Beaufort Property’s Invest focus on sustainable housing development responds to this trend, offering investors the opportunity to potentially achieve competitive returns while supporting environmentally responsible housing construction.

Environmental and Social Impact

Investing in sustainable housing development through an IFISA potentially delivers multiple positive outcomes:

  1. Environmental benefits: Energy-efficient homes with lower carbon footprints
  2. Social benefits: Contributing to addressing the housing shortage
  3. Economic benefits: Supporting construction jobs and the broader housing ecosystem
  4. Future-proofing: Buildings developed to meet emerging environmental standards

Long-term Investment Perspective

Sustainable property development aligns with long-term trends in regulation, consumer preference, and environmental necessity. As the UK transitions toward its net-zero goals, properties with strong sustainability credentials may potentially maintain their value and desirability better than less efficient alternatives.

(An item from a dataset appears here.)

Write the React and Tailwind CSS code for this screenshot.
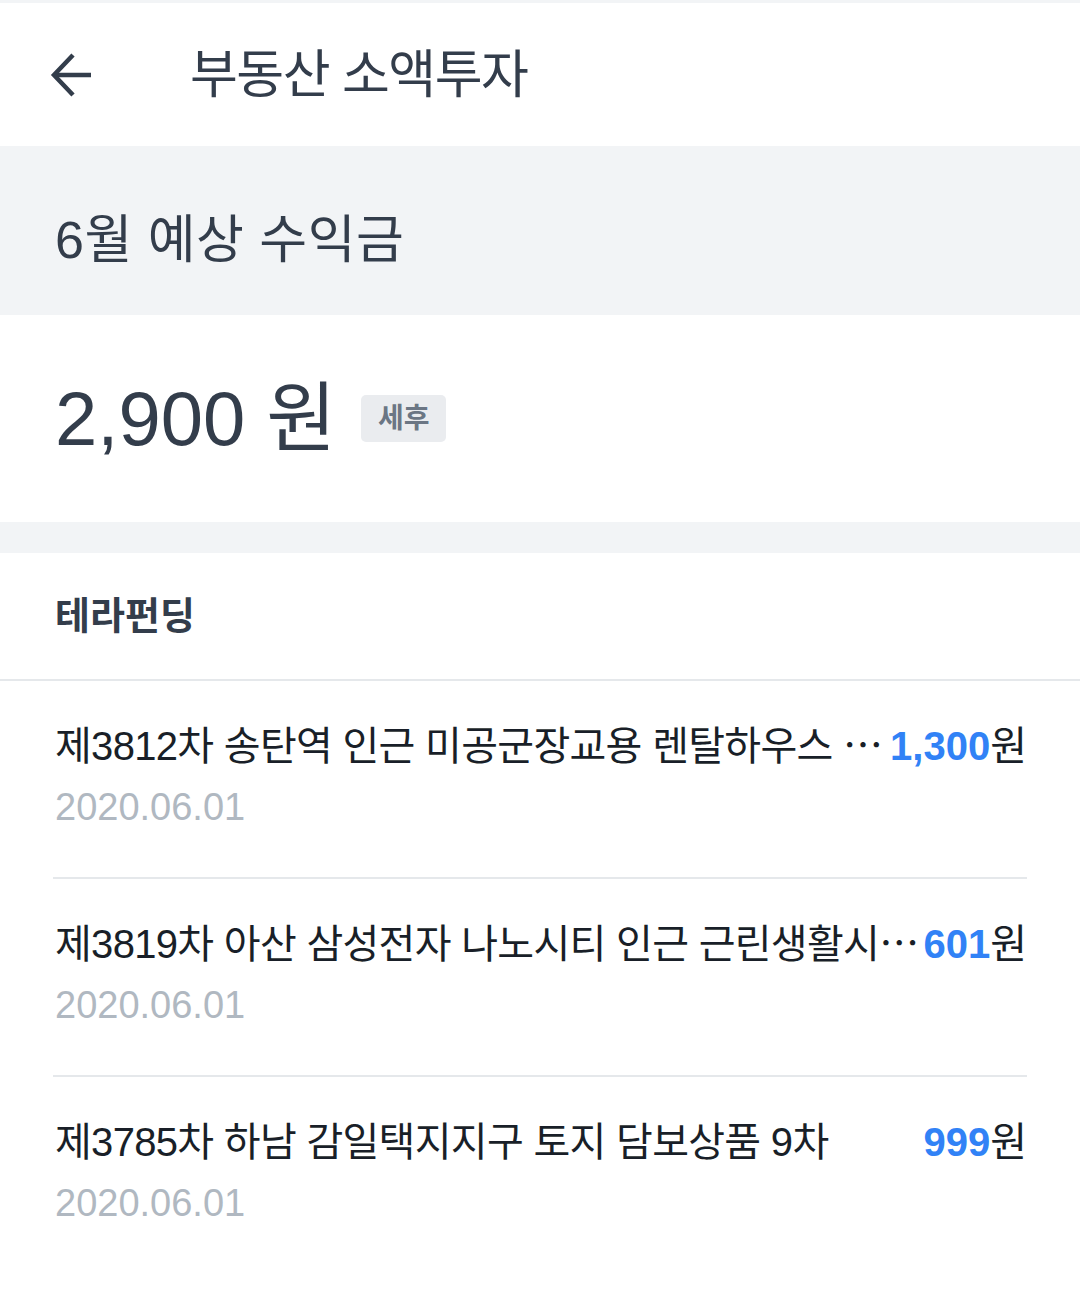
const font = { fontFamily: '"Liberation Sans", "Noto Sans CJK KR", sans-serif' };

const items = [
    { id: 1, title: '제3812차 송탄역 인근 미공군장교용 렌탈하우스 ⋯', amount: '1,300', date: '2020.06.01' },
    { id: 2, title: '제3819차 아산 삼성전자 나노시티 인근 근린생활시⋯', amount: '601', date: '2020.06.01' },
    { id: 3, title: '제3785차 하남 감일택지지구 토지 담보상품 9차', amount: '999', date: '2020.06.01' },
];

function BackArrow() {
    return (
        <svg width="48" height="48" viewBox="0 0 48 48" fill="none" stroke="#333d4b" strokeWidth="4.5" strokeLinecap="butt" strokeLinejoin="miter">
            <path d="M42 24H6" />
            <path d="M24 4L5 24l19 20" />
        </svg>
    );
}

export default function App() {
    return (
        <div className="w-[1080px] min-h-[1310px] bg-white text-[#333d4b]" style={font}>
            <div className="h-[3px] bg-[#f2f4f6]" />
            <header className="flex h-[143px] items-center">
                <button type="button" aria-label="뒤로" className="ml-[49px] flex h-12 w-12 items-center">
                    <BackArrow />
                </button>
                <h1 className="ml-[93px] text-[52px] leading-none tracking-[-1.5px]">부동산 소액투자</h1>
            </header>

            <div className="flex h-[169px] items-center bg-[#f2f4f6] px-[55px] pt-[18px]">
                <h2 className="text-[52px] leading-none tracking-[0.5px]">6월 예상 수익금</h2>
            </div>

            <div className="flex h-[207px] items-center px-[55px]">
                <span className="text-[76px] leading-none">2,900 원</span>
                <span className="ml-[25px] flex h-[47px] w-[85px] items-center justify-center rounded-[5px] bg-[#eaecef] text-[28px] font-bold text-[#6b7684]">
                    세후
                </span>
            </div>

            <div className="h-[31px] bg-[#f2f4f6]" />

            <div className="flex h-[128px] items-center border-b-2 border-[#e5e8eb] px-[55px]">
                <h3 className="text-[38px] font-bold leading-none">테라펀딩</h3>
            </div>

            <ul className="px-[53px]">
                {items.map((item) => (
                    <li key={item.id} className="border-b-2 border-[#e5e8eb] pt-[37px] pb-[46px] last:border-b-0">
                        <div className="flex h-[56px] items-center text-[40px] text-[#191f28]">
                            <span className="min-w-0 flex-1 overflow-hidden whitespace-nowrap pl-[2px] tracking-[-0.7px]">{item.title}</span>
                            <span className="shrink-0">
                                <span className="font-bold text-[#3182f6]">{item.amount}</span>원
                            </span>
                        </div>
                        <div className="mt-[9px] h-[48px] pl-[2px] text-[38px] leading-[48px] text-[#b0b8c1]">{item.date}</div>
                    </li>
                ))}
            </ul>
        </div>
    );
}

Conclusion: Innovative Finance ISAs and Sustainable Family Homes

Innovative Finance ISAs represent a significant development in how UK investors can deploy their capital while enjoying tax-efficient returns. By connecting investor funds directly with property developers focused on sustainable housing in the Southeast, Beaufort Property Invests IF-ISA offers a distinctive combination of potential benefits:

  1. The opportunity for competitive returns within a tax-efficient wrapper
  2. Direct contribution to sustainable housing development in an area of high demand
  3. Alignment with growing environmental awareness and responsible investing trends

For investors seeking alternatives to traditional savings options while supporting environmentally conscious housing development, property-backed IFISAs focused on sustainability merit consideration as part of a diversified approach to saving and investing.

As with any investment, understanding the specific risks, terms, and features of any IFISA offering is essential before committing funds. The potentially higher returns compared to bank savings products reflect the different risk profile of these investments.